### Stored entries
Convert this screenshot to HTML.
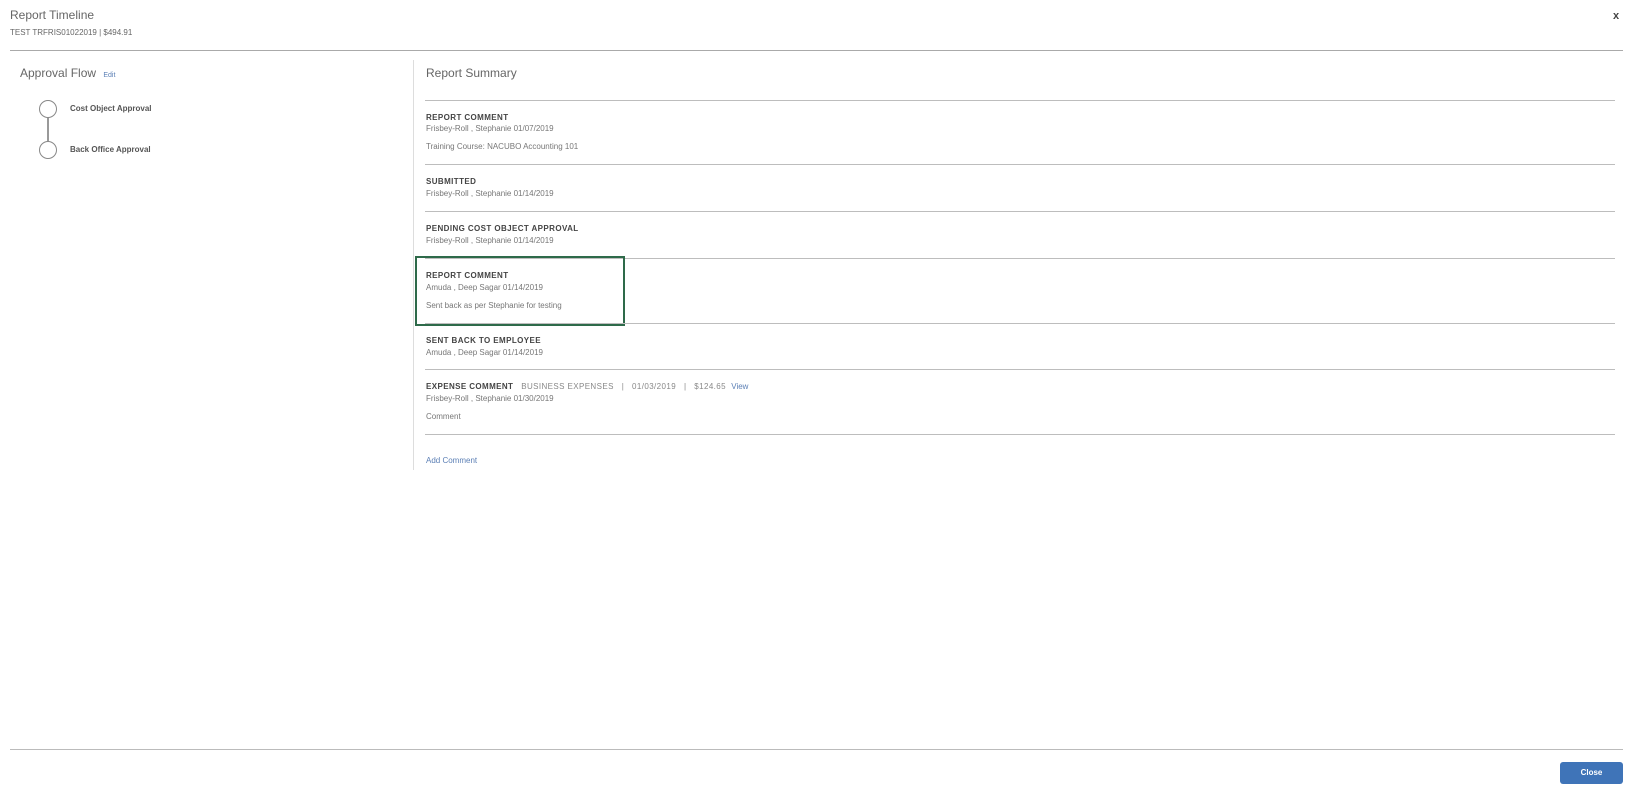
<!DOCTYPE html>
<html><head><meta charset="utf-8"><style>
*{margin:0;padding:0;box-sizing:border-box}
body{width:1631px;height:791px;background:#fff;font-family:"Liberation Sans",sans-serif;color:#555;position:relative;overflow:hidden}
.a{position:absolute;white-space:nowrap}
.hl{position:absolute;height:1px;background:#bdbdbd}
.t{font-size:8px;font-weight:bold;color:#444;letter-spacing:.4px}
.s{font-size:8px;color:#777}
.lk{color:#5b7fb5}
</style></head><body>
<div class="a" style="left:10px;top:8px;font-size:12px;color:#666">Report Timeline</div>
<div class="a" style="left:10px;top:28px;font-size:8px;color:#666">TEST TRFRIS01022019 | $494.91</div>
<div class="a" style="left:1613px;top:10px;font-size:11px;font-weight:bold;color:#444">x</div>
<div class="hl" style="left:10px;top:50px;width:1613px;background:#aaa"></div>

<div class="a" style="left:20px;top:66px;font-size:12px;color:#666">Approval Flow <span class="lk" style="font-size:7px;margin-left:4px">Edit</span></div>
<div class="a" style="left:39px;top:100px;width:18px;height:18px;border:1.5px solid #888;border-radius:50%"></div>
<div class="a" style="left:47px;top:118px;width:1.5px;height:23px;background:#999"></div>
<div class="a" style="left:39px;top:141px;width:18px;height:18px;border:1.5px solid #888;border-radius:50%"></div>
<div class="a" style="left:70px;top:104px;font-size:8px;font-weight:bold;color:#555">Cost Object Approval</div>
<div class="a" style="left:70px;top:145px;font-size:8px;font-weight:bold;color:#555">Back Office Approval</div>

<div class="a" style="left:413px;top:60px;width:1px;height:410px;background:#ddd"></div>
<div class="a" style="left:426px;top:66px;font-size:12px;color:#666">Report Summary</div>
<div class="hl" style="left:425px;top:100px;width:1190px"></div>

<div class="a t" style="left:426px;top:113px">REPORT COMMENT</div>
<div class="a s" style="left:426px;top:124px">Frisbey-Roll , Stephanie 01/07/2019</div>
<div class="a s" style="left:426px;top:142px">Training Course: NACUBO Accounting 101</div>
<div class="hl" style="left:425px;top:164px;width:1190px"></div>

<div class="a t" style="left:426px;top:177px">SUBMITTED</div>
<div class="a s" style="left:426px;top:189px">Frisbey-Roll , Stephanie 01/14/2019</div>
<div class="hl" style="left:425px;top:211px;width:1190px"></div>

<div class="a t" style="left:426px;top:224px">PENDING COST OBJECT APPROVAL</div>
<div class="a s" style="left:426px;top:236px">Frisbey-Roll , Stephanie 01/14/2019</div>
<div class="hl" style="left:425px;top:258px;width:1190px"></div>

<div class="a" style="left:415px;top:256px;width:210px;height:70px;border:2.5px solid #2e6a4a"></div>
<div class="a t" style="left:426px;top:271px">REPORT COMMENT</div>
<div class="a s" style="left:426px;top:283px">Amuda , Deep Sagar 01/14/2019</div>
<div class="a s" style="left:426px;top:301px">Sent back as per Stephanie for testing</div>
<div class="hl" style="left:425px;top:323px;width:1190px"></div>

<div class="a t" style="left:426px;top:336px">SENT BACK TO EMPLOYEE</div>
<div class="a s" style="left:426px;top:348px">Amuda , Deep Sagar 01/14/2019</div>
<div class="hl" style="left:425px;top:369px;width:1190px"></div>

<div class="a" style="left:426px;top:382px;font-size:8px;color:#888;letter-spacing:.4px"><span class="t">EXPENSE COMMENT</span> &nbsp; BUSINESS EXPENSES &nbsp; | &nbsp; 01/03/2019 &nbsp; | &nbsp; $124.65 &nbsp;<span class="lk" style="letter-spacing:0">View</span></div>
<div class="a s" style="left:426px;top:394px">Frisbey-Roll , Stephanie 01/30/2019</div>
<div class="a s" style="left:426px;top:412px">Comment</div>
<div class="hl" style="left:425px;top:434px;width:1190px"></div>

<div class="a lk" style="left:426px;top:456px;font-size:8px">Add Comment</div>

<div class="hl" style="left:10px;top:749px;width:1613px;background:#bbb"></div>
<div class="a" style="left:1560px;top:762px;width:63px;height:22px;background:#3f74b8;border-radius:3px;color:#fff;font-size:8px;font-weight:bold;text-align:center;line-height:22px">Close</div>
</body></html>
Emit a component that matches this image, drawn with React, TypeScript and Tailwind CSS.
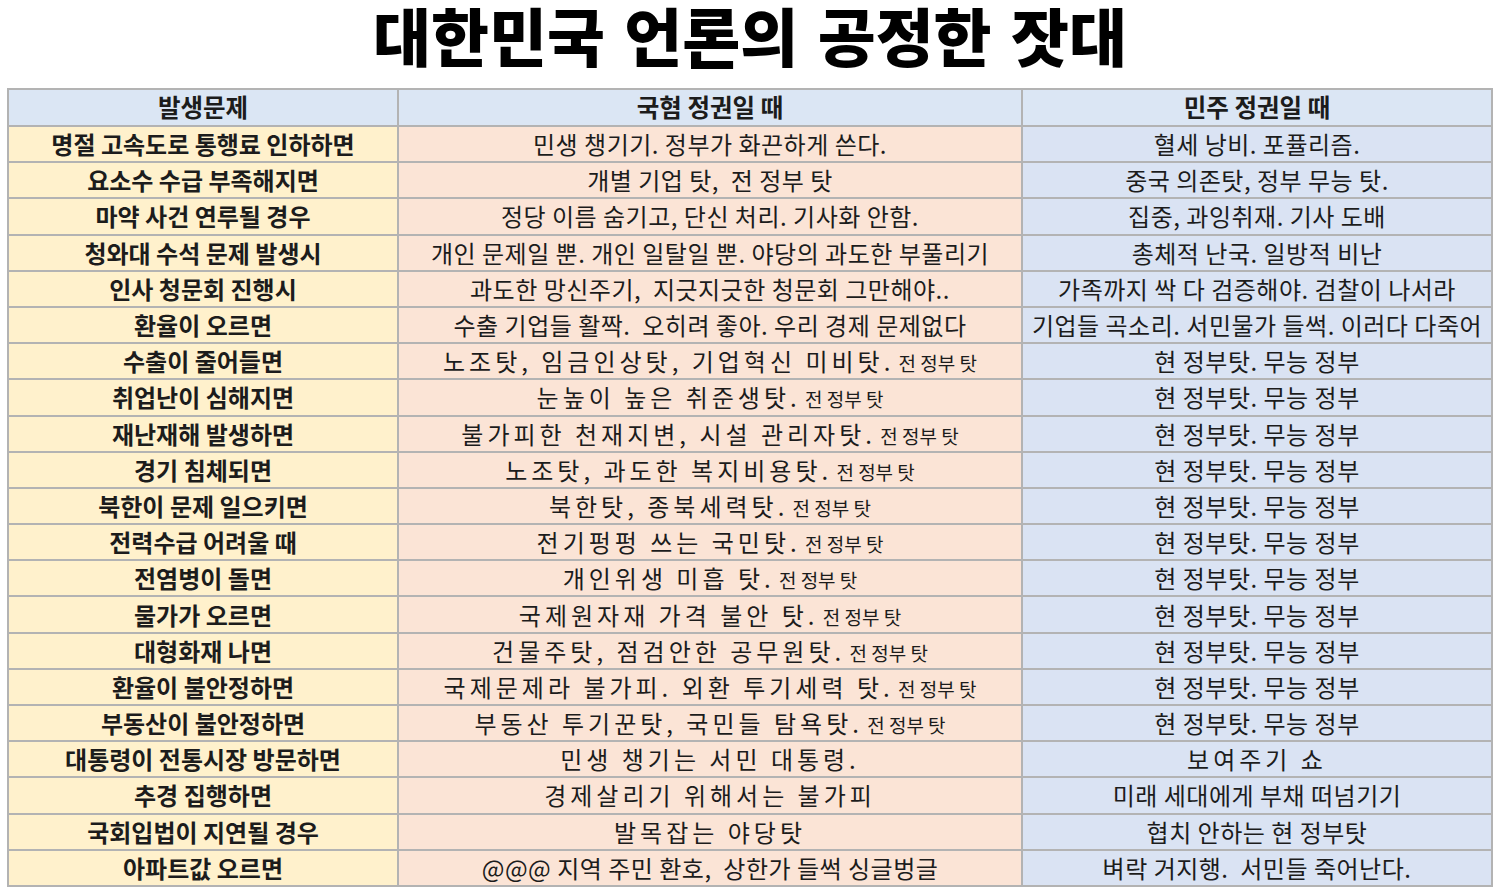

### Description of the task
Find the lines above that contain the word "this" and collect them.

### Exercise answer
Convert this screenshot to HTML.
Emit a component that matches this image, drawn with React, TypeScript and Tailwind CSS.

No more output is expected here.